Editor's Letter, Issue 286
From this month's Editor
When I started working for NI more years ago than I can believe, the computer revolution was in its infancy. We banged out our articles on a variety of manual and electric typewriters, a trusty bottle of white-out always at the ready.
The design studio across the hall was where the raw copy became a finished magazine. The typed (and occasionally hand-written) material was first coded for point size, leading and measure, then sent out to be typeset. A few days later it came back in spiralling rolls of neat columns.
Next, the typeset text was sliced into a variety of lengths to fit the rough page design, coated with hot wax on the back and burnished into place on the page grids. All headlines were meticulously hand done from sheets of Letraset, letter by letter. It took about a month for one editor working with the designers to put together each issue.

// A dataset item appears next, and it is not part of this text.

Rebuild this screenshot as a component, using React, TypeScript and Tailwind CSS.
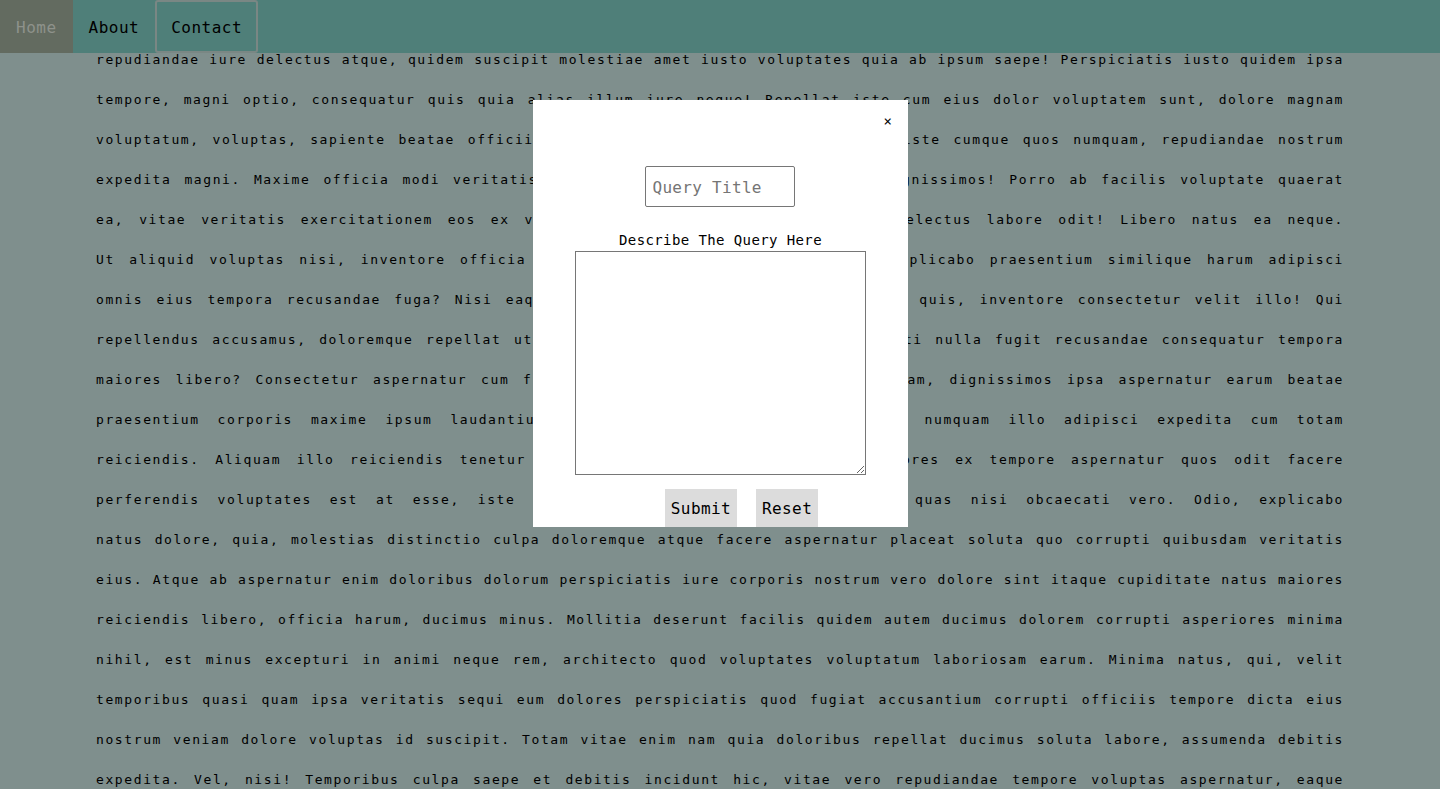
import { useState } from "react";

const lines = [
  "repudiandae iure delectus atque, quidem suscipit molestiae amet iusto voluptates quia ab ipsum saepe! Perspiciatis iusto quidem ipsa",
  "tempore, magni optio, consequatur quis quia alias illum iure neque! Repellat iste cum eius dolor voluptatem sunt, dolore magnam",
  "voluptatum, voluptas, sapiente beatae officiis nobis dolorum quae eveniet fugiat, iste cumque quos numquam, repudiandae nostrum",
  "expedita magni. Maxime officia modi veritatis ipsa quidem error sint nam, odio dignissimos! Porro ab facilis voluptate quaerat",
  "ea, vitae veritatis exercitationem eos ex voluptatem quasi nemo harum sit, ut delectus labore odit! Libero natus ea neque.",
  "Ut aliquid voluptas nisi, inventore officia dolorum eos quod ipsam vero unde, explicabo praesentium similique harum adipisci",
  "omnis eius tempora recusandae fuga? Nisi eaque impedit minus at error dolorum, id quis, inventore consectetur velit illo! Qui",
  "repellendus accusamus, doloremque repellat ut quam iure vel magnam sint fugiat, nati nulla fugit recusandae consequatur tempora",
  "maiores libero? Consectetur aspernatur cum fugit possimus ab quae eum nulla, nullam, dignissimos ipsa aspernatur earum beatae",
  "praesentium corporis maxime ipsum laudantium iure autem eos at quis, eligendi numquam illo adipisci expedita cum totam",
  "reiciendis. Aliquam illo reiciendis tenetur dolores sunt nemo quia, illo asperiores ex tempore aspernatur quos odit facere",
  "perferendis voluptates est at esse, iste blanditiis sint eos, omnis adipisci quas nisi obcaecati vero. Odio, explicabo",
  "natus dolore, quia, molestias distinctio culpa doloremque atque facere aspernatur placeat soluta quo corrupti quibusdam veritatis",
  "eius. Atque ab aspernatur enim doloribus dolorum perspiciatis iure corporis nostrum vero dolore sint itaque cupiditate natus maiores",
  "reiciendis libero, officia harum, ducimus minus. Mollitia deserunt facilis quidem autem ducimus dolorem corrupti asperiores minima",
  "nihil, est minus excepturi in animi neque rem, architecto quod voluptates voluptatum laboriosam earum. Minima natus, qui, velit",
  "temporibus quasi quam ipsa veritatis sequi eum dolores perspiciatis quod fugiat accusantium corrupti officiis tempore dicta eius",
  "nostrum veniam dolore voluptas id suscipit. Totam vitae enim nam quia doloribus repellat ducimus soluta labore, assumenda debitis",
  "expedita. Vel, nisi! Temporibus culpa saepe et debitis incidunt hic, vitae vero repudiandae tempore voluptas aspernatur, eaque",
];

const mono = "font-['DejaVu_Sans_Mono',monospace]";

export default function App() {
  const [title, setTitle] = useState("");
  const [desc, setDesc] = useState("");

  return (
    <div className={`relative h-[789px] overflow-hidden bg-[#7f8f8d] text-black ${mono}`}>
      <nav className="fixed left-0 right-0 top-0 z-10 flex h-[53px] bg-[#4f7f79] text-base leading-[20px] tracking-[0.5px]">
        <a className="flex items-center bg-[#636b60] px-4 pt-[2px] text-[#8e928b]">Home</a>
        <a className="flex items-center px-4 pt-[2px]">About</a>
        <a className="flex items-center rounded-[3px] border-2 border-[#7a8784] px-[14px] pt-[2px]">Contact</a>
      </nav>

      <main className="px-24 pt-[40px] text-[13px] leading-[40px] tracking-[1.6px]">
        {lines.map((line, i) => (
          <div key={i} className="whitespace-nowrap text-justify [text-align-last:justify]">
            {line}
          </div>
        ))}
      </main>

      <div className="fixed left-[533px] top-[100px] z-20 flex h-[427px] w-[375px] flex-col items-center overflow-hidden bg-white">
        <div className="flex w-full justify-end pr-[16px] pt-[12px] text-[14px] leading-[18px]">×</div>
        <input
          value={title}
          onChange={(e) => setTitle(e.target.value)}
          placeholder="Query Title"
          className="ml-[-2px] mt-[36px] h-[41px] w-[150px] rounded-[2px] border border-[#767676] px-[7px] pt-[2px] text-base tracking-[0.3px] outline-none placeholder:text-[#757575]"
        />
        <label className="mt-[24px] text-[14px] leading-[18px] tracking-[0.4px]">Describe The Query Here</label>
        <textarea
          value={desc}
          onChange={(e) => setDesc(e.target.value)}
          className="mt-[2px] h-[226px] w-[291px] resize border border-[#767676] outline-none"
        />
        <div className="mt-[14px] flex gap-[19px] pl-[42px]">
          <button className="h-[38px] bg-[#dcdcdc] px-[6px] pt-[2px] text-base tracking-[0.4px]">Submit</button>
          <button className="h-[38px] bg-[#dcdcdc] px-[6px] pt-[2px] text-base tracking-[0.4px]">Reset</button>
        </div>
      </div>
    </div>
  );
}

That era has now faded and would seem as quaintly archaic to most young graphic designers today as a steam engine. I can be as nostalgic as anyone about the past but I'm not sorry about those changes. Nor, as far as I know, are our designers. Instead of drafting tables, parallel rulers and scalpels they work with scanners, Macintosh computers, a keyboard and a mouse. And they can do all kinds of nifty things on the page which would have been impossible even five years ago. Photos can be manipulated and text shaped effortlessly, charts and graphs knocked off in a jiffy, colours and tints from an infinite palette tested in a flash.
The magazine looks better than ever. And the editing is probably tighter too. However, the curious thing is that it still takes about a month for one editor working with the designers to put together each issue.
Progress? Well, maybe. But it's that kind of irony that got me thinking about producing this issue on the computer revolution. What I didn't expect was the critical flak I got from my fellow editors, all of whom spend a good portion of their working day hunched in front of a computer monitor.
It was a bit like I was advocating a return to the horse and buggy. You can't possibly argue that we should get rid of computers? said one. Surely the point is to make the best use of them. I guess it was the faint whiff of defensive self-interest that confirmed for me that I was on to something. And eventually I half-convinced my colleagues too. Incidentally, since researching this issue I've repeatedly run into the assumption that people who question the basic technologies which underpin our society are either loonies or Luddites or both. I still think it's more complicated than that. You're invited to read on and find out why.
for the New Internationalist Co-operative
PS You'll have longer to digest this issue than normal. In place of a regular January magazine we're producing a special bumper January/February issue which subscribers will receive in late January or early February depending on where you are in the world.